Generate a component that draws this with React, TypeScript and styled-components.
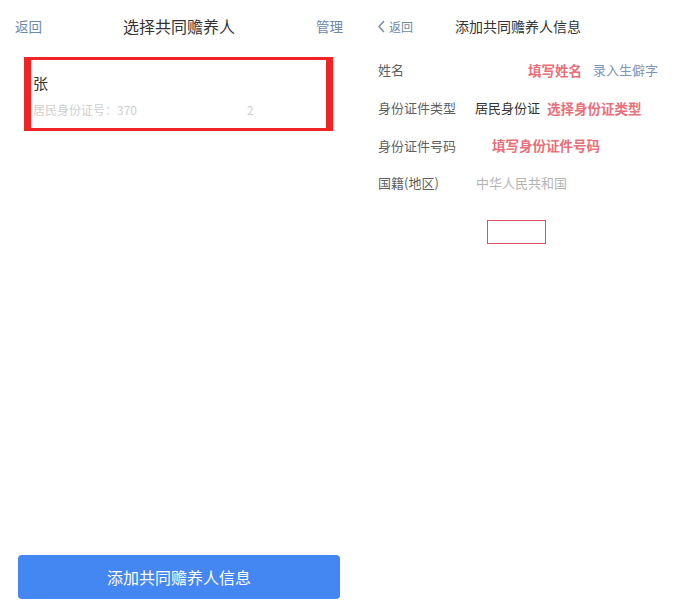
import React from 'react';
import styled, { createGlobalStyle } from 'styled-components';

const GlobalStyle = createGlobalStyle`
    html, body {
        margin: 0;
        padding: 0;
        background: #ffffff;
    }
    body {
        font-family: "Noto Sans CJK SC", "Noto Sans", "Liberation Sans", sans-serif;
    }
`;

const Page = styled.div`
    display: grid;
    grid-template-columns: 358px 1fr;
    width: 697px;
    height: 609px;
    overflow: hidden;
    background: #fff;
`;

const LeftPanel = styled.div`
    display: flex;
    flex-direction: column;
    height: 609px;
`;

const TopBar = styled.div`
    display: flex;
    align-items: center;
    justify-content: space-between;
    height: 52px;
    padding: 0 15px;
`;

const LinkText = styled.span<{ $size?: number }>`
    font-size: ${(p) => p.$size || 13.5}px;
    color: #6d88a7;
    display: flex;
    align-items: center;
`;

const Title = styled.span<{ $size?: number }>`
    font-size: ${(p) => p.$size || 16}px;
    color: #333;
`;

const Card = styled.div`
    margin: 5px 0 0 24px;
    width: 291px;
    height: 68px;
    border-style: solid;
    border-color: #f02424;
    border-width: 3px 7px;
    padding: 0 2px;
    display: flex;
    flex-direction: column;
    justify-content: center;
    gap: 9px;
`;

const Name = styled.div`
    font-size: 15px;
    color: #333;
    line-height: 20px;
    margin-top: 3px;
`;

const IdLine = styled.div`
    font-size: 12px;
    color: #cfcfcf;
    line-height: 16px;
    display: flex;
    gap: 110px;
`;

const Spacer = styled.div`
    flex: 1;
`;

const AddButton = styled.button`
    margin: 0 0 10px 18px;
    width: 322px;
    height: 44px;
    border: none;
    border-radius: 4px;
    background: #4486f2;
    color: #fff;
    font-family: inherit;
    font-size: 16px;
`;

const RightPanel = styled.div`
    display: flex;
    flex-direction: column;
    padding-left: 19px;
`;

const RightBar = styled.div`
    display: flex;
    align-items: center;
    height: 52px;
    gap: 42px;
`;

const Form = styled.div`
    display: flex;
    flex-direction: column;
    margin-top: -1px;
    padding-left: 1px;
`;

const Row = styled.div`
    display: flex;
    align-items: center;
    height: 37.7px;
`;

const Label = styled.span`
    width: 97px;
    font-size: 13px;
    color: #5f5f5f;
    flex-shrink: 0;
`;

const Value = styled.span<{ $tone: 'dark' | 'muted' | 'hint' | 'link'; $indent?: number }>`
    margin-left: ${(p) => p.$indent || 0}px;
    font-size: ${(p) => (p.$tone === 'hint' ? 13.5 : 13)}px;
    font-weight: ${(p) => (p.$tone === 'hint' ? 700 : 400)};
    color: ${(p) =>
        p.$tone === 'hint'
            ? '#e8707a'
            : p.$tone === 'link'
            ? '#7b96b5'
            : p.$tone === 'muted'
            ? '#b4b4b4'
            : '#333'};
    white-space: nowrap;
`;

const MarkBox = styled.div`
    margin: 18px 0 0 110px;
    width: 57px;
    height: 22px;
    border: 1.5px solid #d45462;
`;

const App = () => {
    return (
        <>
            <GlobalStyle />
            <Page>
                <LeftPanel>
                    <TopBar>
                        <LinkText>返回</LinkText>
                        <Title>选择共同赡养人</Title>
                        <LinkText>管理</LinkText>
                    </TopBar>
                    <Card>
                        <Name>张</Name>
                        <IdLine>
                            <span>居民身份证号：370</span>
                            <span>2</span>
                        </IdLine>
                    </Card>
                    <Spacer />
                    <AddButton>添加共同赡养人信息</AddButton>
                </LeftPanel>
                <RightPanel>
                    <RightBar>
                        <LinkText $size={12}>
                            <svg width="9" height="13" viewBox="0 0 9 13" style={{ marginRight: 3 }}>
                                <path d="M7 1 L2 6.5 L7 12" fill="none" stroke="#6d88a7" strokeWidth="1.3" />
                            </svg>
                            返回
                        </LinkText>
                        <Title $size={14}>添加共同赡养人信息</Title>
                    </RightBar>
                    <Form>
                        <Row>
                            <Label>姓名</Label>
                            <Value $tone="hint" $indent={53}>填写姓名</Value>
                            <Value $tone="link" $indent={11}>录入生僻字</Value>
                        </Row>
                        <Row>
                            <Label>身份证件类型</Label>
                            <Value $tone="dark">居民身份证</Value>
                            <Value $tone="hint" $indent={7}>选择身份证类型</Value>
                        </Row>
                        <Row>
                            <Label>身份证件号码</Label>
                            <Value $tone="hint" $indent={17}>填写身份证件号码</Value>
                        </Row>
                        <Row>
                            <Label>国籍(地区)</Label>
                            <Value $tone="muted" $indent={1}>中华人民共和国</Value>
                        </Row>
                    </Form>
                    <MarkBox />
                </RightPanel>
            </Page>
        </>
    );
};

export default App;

= THE TASK =
Output the data above without changes, apart from leaving out the pictures.

= FULL OUTPUT =
Generate a component that draws this with React, TypeScript and styled-components.
import React from 'react';
import styled, { createGlobalStyle } from 'styled-components';

const GlobalStyle = createGlobalStyle`
    html, body {
        margin: 0;
        padding: 0;
        background: #ffffff;
    }
    body {
        font-family: "Noto Sans CJK SC", "Noto Sans", "Liberation Sans", sans-serif;
    }
`;

const Page = styled.div`
    display: grid;
    grid-template-columns: 358px 1fr;
    width: 697px;
    height: 609px;
    overflow: hidden;
    background: #fff;
`;

const LeftPanel = styled.div`
    display: flex;
    flex-direction: column;
    height: 609px;
`;

const TopBar = styled.div`
    display: flex;
    align-items: center;
    justify-content: space-between;
    height: 52px;
    padding: 0 15px;
`;

const LinkText = styled.span<{ $size?: number }>`
    font-size: ${(p) => p.$size || 13.5}px;
    color: #6d88a7;
    display: flex;
    align-items: center;
`;

const Title = styled.span<{ $size?: number }>`
    font-size: ${(p) => p.$size || 16}px;
    color: #333;
`;

const Card = styled.div`
    margin: 5px 0 0 24px;
    width: 291px;
    height: 68px;
    border-style: solid;
    border-color: #f02424;
    border-width: 3px 7px;
    padding: 0 2px;
    display: flex;
    flex-direction: column;
    justify-content: center;
    gap: 9px;
`;

const Name = styled.div`
    font-size: 15px;
    color: #333;
    line-height: 20px;
    margin-top: 3px;
`;

const IdLine = styled.div`
    font-size: 12px;
    color: #cfcfcf;
    line-height: 16px;
    display: flex;
    gap: 110px;
`;

const Spacer = styled.div`
    flex: 1;
`;

const AddButton = styled.button`
    margin: 0 0 10px 18px;
    width: 322px;
    height: 44px;
    border: none;
    border-radius: 4px;
    background: #4486f2;
    color: #fff;
    font-family: inherit;
    font-size: 16px;
`;

const RightPanel = styled.div`
    display: flex;
    flex-direction: column;
    padding-left: 19px;
`;

const RightBar = styled.div`
    display: flex;
    align-items: center;
    height: 52px;
    gap: 42px;
`;

const Form = styled.div`
    display: flex;
    flex-direction: column;
    margin-top: -1px;
    padding-left: 1px;
`;

const Row = styled.div`
    display: flex;
    align-items: center;
    height: 37.7px;
`;

const Label = styled.span`
    width: 97px;
    font-size: 13px;
    color: #5f5f5f;
    flex-shrink: 0;
`;

const Value = styled.span<{ $tone: 'dark' | 'muted' | 'hint' | 'link'; $indent?: number }>`
    margin-left: ${(p) => p.$indent || 0}px;
    font-size: ${(p) => (p.$tone === 'hint' ? 13.5 : 13)}px;
    font-weight: ${(p) => (p.$tone === 'hint' ? 700 : 400)};
    color: ${(p) =>
        p.$tone === 'hint'
            ? '#e8707a'
            : p.$tone === 'link'
            ? '#7b96b5'
            : p.$tone === 'muted'
            ? '#b4b4b4'
            : '#333'};
    white-space: nowrap;
`;

const MarkBox = styled.div`
    margin: 18px 0 0 110px;
    width: 57px;
    height: 22px;
    border: 1.5px solid #d45462;
`;

const App = () => {
    return (
        <>
            <GlobalStyle />
            <Page>
                <LeftPanel>
                    <TopBar>
                        <LinkText>返回</LinkText>
                        <Title>选择共同赡养人</Title>
                        <LinkText>管理</LinkText>
                    </TopBar>
                    <Card>
                        <Name>张</Name>
                        <IdLine>
                            <span>居民身份证号：370</span>
                            <span>2</span>
                        </IdLine>
                    </Card>
                    <Spacer />
                    <AddButton>添加共同赡养人信息</AddButton>
                </LeftPanel>
                <RightPanel>
                    <RightBar>
                        <LinkText $size={12}>
                            <svg width="9" height="13" viewBox="0 0 9 13" style={{ marginRight: 3 }}>
                                <path d="M7 1 L2 6.5 L7 12" fill="none" stroke="#6d88a7" strokeWidth="1.3" />
                            </svg>
                            返回
                        </LinkText>
                        <Title $size={14}>添加共同赡养人信息</Title>
                    </RightBar>
                    <Form>
                        <Row>
                            <Label>姓名</Label>
                            <Value $tone="hint" $indent={53}>填写姓名</Value>
                            <Value $tone="link" $indent={11}>录入生僻字</Value>
                        </Row>
                        <Row>
                            <Label>身份证件类型</Label>
                            <Value $tone="dark">居民身份证</Value>
                            <Value $tone="hint" $indent={7}>选择身份证类型</Value>
                        </Row>
                        <Row>
                            <Label>身份证件号码</Label>
                            <Value $tone="hint" $indent={17}>填写身份证件号码</Value>
                        </Row>
                        <Row>
                            <Label>国籍(地区)</Label>
                            <Value $tone="muted" $indent={1}>中华人民共和国</Value>
                        </Row>
                    </Form>
                    <MarkBox />
                </RightPanel>
            </Page>
        </>
    );
};

export default App;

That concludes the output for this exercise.